If they were waiting for a breakthrough moment in the game to react to, the game didn’t provide one. Cincinnati kept coming forward, and the Union kept denying them and launching counterattacks that came to nothing.
There was finally a change in the 80th minute, and it was forced by an injury to José Andrés Martínez. He and Cincinnati’s Aaron Boupendza got tangled up, and Martínez stayed down for a long time. He eventually was assisted off the field and replaced by Jesús Bueno, but it took but it took a long time, and Elfath booked Union head athletic trainer Paul Rushing for dissent on his way off the field.
That wasn’t Rushing’s first time in a referee’s notebook. Last year, he was famously ejected and suspended an extra game for his role in a brawl in a Union-New York City FC game.
Noonan finally made his first move in the 88th minute, sending in Dominique Badji for Boupendza.

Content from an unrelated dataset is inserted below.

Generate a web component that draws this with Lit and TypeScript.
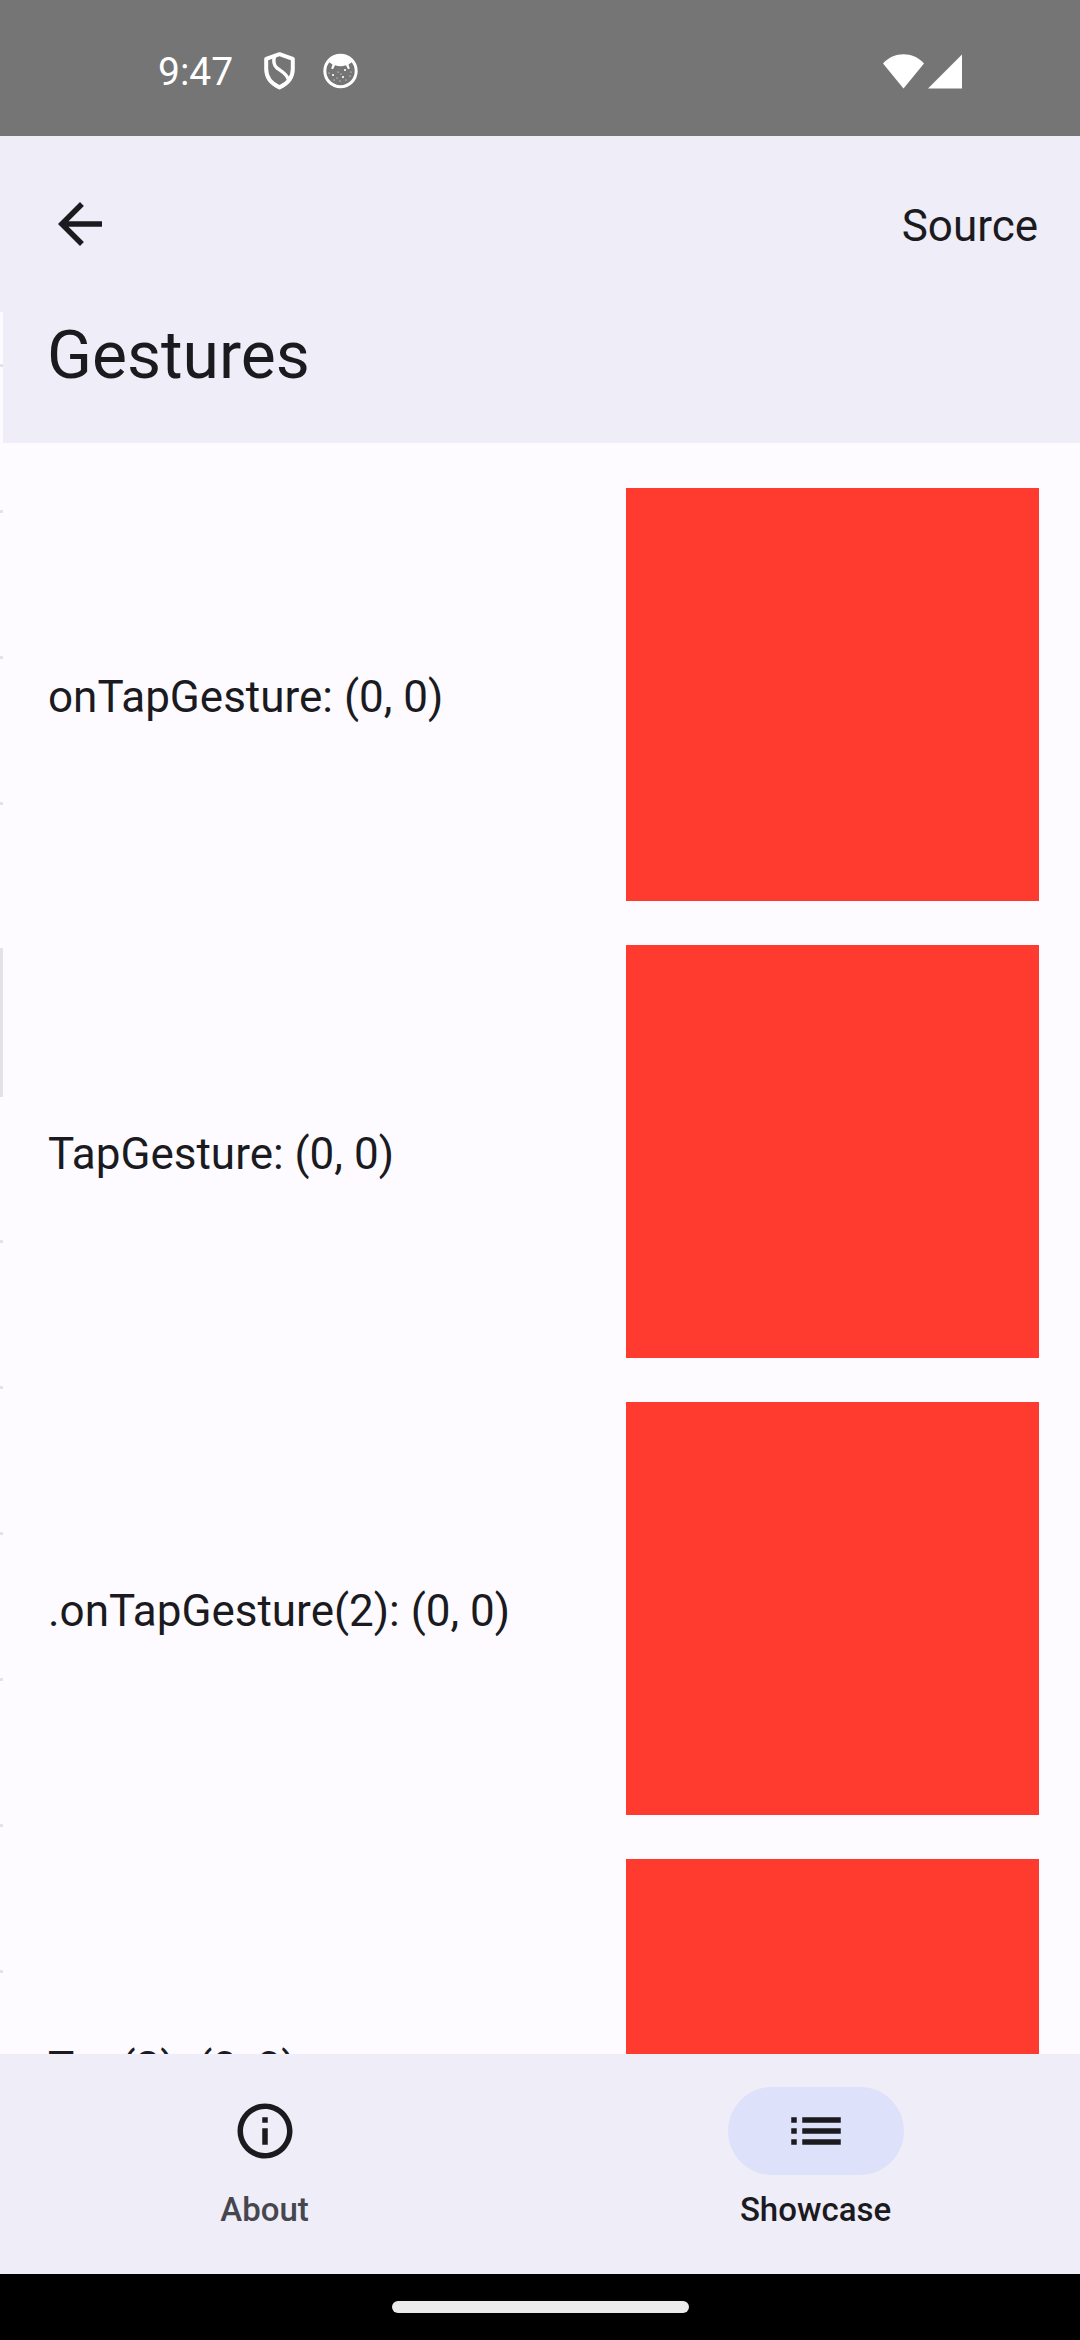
import { LitElement, html, css, svg } from "lit";
import { customElement, property, state } from "lit/decorators.js";
import { classMap } from "lit/directives/class-map.js";

const shieldIcon = svg`
  <svg width="31" height="38" viewBox="0 0 31 38" aria-hidden="true" fill="none" stroke="#fff" stroke-linejoin="round">
    <path stroke-width="4" d="M15.5 2.200 L2.200 6.800 V17 C2.200 26 8 32 15.5 35.400 C23 32 28.800 26 28.800 17 V6.800 Z"/>
    <path stroke-width="3.400" d="M10.500 4.500 C9.500 8 9.500 12.500 12.500 15.500 C15.500 18.500 23 21 24.500 28"/>
  </svg>`;

const faceIcon = svg`
  <svg width="35" height="36" viewBox="0 0 35 36" aria-hidden="true">
    <circle cx="17.500" cy="18" r="15.700" fill="none" stroke="#fff" stroke-width="3"/>
    <path fill="#fff" d="M5.500 7.500 C11 1 24 1 29.500 7.500 L28.500 9.500 L25.500 11.500 L26.800 15.500 L25 16.200 L23 12.200 Q17.500 14.500 12 12.200 L10 16.200 L8.200 15.500 L9.500 11.500 L6.500 9.500 Z"/>
    <g fill="#fff">
      <circle cx="22" cy="17" r="1.100"/><circle cx="10" cy="22" r="1.100"/>
      <circle cx="20" cy="24" r="1.100"/><circle cx="15" cy="19" r=".6"/>
      <circle cx="6" cy="20" r=".6"/><circle cx="28" cy="19" r=".6"/>
      <circle cx="27" cy="23" r=".6"/><circle cx="14" cy="25" r=".6"/>
      <circle cx="17" cy="28" r=".6"/><circle cx="23" cy="27" r=".6"/>
      <circle cx="11" cy="27" r=".6"/><circle cx="18" cy="21" r=".6"/>
    </g>
  </svg>`;

const wifiIcon = svg`
  <svg width="41" height="35" viewBox="0 0 41 35" aria-hidden="true">
    <path fill="#fff" d="M0 9.500 C11 -2.800 30 -2.800 41 9.500 L20.500 34.500 Z"/>
  </svg>`;

const signalIcon = svg`
  <svg width="34" height="35" viewBox="0 0 34 35" aria-hidden="true">
    <path fill="#fff" d="M34 .5 V34.500 H0 Z"/>
  </svg>`;

const backIcon = svg`
  <svg width="66" height="66" viewBox="0 0 24 24" aria-hidden="true" fill="currentColor">
    <path d="M20 11H7.830l5.590-5.590L12 4l-8 8 8 8 1.410-1.410L7.830 13H20v-2z"/>
  </svg>`;

const infoIcon = svg`
  <svg width="66" height="66" viewBox="0 0 24 24" aria-hidden="true" fill="currentColor">
    <path d="M11 7h2v2h-2zm0 4h2v6h-2zm1-9C6.480 2 2 6.480 2 12s4.480 10 10 10 10-4.480 10-10S17.520 2 12 2zm0 18c-4.410 0-8-3.590-8-8s3.590-8 8-8 8 3.590 8 8-3.590 8-8 8z"/>
  </svg>`;

const listIcon = svg`
  <svg width="66" height="66" viewBox="0 0 24 24" aria-hidden="true" fill="currentColor">
    <path d="M3 13h2v-2H3v2zm0 4h2v-2H3v2zm0-8h2V7H3v2zm4 4h14v-2H7v2zm0 4h14v-2H7v2zM7 7v2h14V7H7z"/>
  </svg>`;

@customElement("status-bar")
export class StatusBar extends LitElement {
  static styles = css`
    :host {
      display: flex;
      flex: none;
      align-items: center;
      height: 136px;
      padding: 6px 118px 0 158px;
      box-sizing: border-box;
      background: #757575;
      color: #fff;
    }
    .time {
      font-size: 39px;
      line-height: 46px;
      margin-right: 31px;
      padding-top: 2px;
    }
    .left,
    .right {
      display: flex;
      align-items: center;
    }
    .left {
      flex: 1;
      gap: 28px;
    }
    .right {
      gap: 4px;
    }
    svg {
      display: block;
    }
  `;

  render() {
    return html`
      <div class="time">9:47</div>
      <div class="left">${shieldIcon}${faceIcon}</div>
      <div class="right">${wifiIcon}${signalIcon}</div>
    `;
  }
}

@customElement("gesture-row")
export class GestureRow extends LitElement {
  @property() label = "";
  @state() private x = 0;
  @state() private y = 0;

  static styles = css`
    :host {
      display: flex;
      flex: none;
      align-items: center;
      justify-content: space-between;
    }
    .label {
      font-size: 44px;
      line-height: 66px;
      padding-top: 4px;
    }
    .target {
      flex: none;
      width: 413px;
      height: 413px;
      padding: 0;
      border: 0;
      background: #ff3b30;
    }
  `;

  private onTap(e: MouseEvent) {
    this.x = Math.round(e.offsetX);
    this.y = Math.round(e.offsetY);
  }

  render() {
    return html`
      <span class="label" id="label">${this.label}: (${this.x}, ${this.y})</span>
      <button class="target" aria-labelledby="label" @click=${this.onTap}></button>
    `;
  }
}

@customElement("app-root")
export class AppRoot extends LitElement {
  @state() private tab = "Showcase";

  private gestures = ["onTapGesture", "TapGesture", ".onTapGesture(2)", "Tap(2)"];
  private tabs = [
    { name: "About", icon: infoIcon },
    { name: "Showcase", icon: listIcon },
  ];
  private peekRows = Array.from({ length: 13 }, (_, i) => i);

  static styles = css`
    :host {
      display: flex;
      flex-direction: column;
      height: 100vh;
      overflow: hidden;
      background: #fdfbff;
      color: #1b1b1f;
      font-family: Roboto, "Liberation Sans", sans-serif;
    }
    .bar {
      display: flex;
      flex: none;
      align-items: center;
      justify-content: space-between;
      height: 176px;
      padding: 0 42px 0 47px;
      background: #efedf7;
    }
    .back,
    .source,
    .tab {
      padding: 0;
      border: 0;
      background: none;
      color: inherit;
      font: inherit;
    }
    svg {
      display: block;
    }
    .source {
      font-size: 44px;
      line-height: 66px;
      padding-top: 4px;
    }
    .body {
      display: flex;
      flex: 1;
      min-height: 0;
    }
    /* Edge of the previous screen, still visible beside this one. */
    .peek {
      flex: none;
      width: 3px;
      overflow: hidden;
    }
    .peek-row {
      height: 143px;
      border-bottom: 3px solid #e2e1ec;
    }
    .peek-row:first-child {
      height: 52px;
    }
    .peek-row.pressed {
      background: #e4e2e6;
    }
    .page {
      display: flex;
      flex: 1;
      flex-direction: column;
      min-width: 0;
    }
    .title {
      flex: none;
      margin: 0;
      padding: 0 42px 43px 44px;
      background: #efedf7;
      font-size: 66px;
      line-height: 88px;
      font-weight: 400;
    }
    .list {
      display: flex;
      flex: 1;
      flex-direction: column;
      gap: 44px;
      min-height: 0;
      padding: 45px 41px 0 45px;
      overflow: hidden;
    }
    .tabs {
      display: flex;
      flex: none;
      gap: 22px;
      height: 220px;
      background: #efedf7;
    }
    .tab {
      display: flex;
      flex: 1;
      flex-direction: column;
      align-items: center;
      gap: 13px;
      padding-top: 33px;
    }
    .pill {
      display: flex;
      align-items: center;
      justify-content: center;
      width: 176px;
      height: 88px;
      border-radius: 44px;
    }
    .tab-label {
      color: #46464f;
      font-size: 33px;
      line-height: 44px;
      font-weight: 500;
    }
    .selected .pill {
      background: #dde1f9;
    }
    .selected .tab-label {
      color: #1b1b1f;
    }
    .system {
      display: flex;
      flex: none;
      align-items: center;
      justify-content: center;
      height: 66px;
      background: #000;
    }
    .handle {
      width: 297px;
      height: 12px;
      border-radius: 6px;
      background: #ebebeb;
    }
  `;

  render() {
    return html`
      <status-bar></status-bar>
      <header class="bar">
        <button class="back" aria-label="Back">${backIcon}</button>
        <button class="source">Source</button>
      </header>
      <div class="body">
        <div class="peek" aria-hidden="true">
          ${this.peekRows.map(
            (i) => html`<div class=${classMap({ "peek-row": true, pressed: i === 5 })}></div>`
          )}
        </div>
        <main class="page">
          <h1 class="title">Gestures</h1>
          <div class="list">
            ${this.gestures.map((g) => html`<gesture-row .label=${g}></gesture-row>`)}
          </div>
        </main>
      </div>
      <nav class="tabs">
        ${this.tabs.map(
          (t) => html`
            <button
              class=${classMap({ tab: true, selected: this.tab === t.name })}
              @click=${() => (this.tab = t.name)}
            >
              <span class="pill">${t.icon}</span>
              <span class="tab-label">${t.name}</span>
            </button>
          `
        )}
      </nav>
      <div class="system"><div class="handle"></div></div>
    `;
  }
}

» READ MORE: Jim Curtin knew the game could get ugly
Mosquera gets the last word
Just short of halfway through six minutes of second-half stoppage time, Lowe fouled Badji at midfield. Acosta played the ensuing free kick square across the field to Álvaro Barreal on the left flank, who fired in a cross that Ian Murphy knocked down to a wide open Mosquera. He turned and shot easily past Andre Blake.
There was a VAR review to see if Murphy was offside when Barreal hit his cross, and, from the TV broadcast, it looked like he might have been. But the goal stood, and not long afterward, the game ended.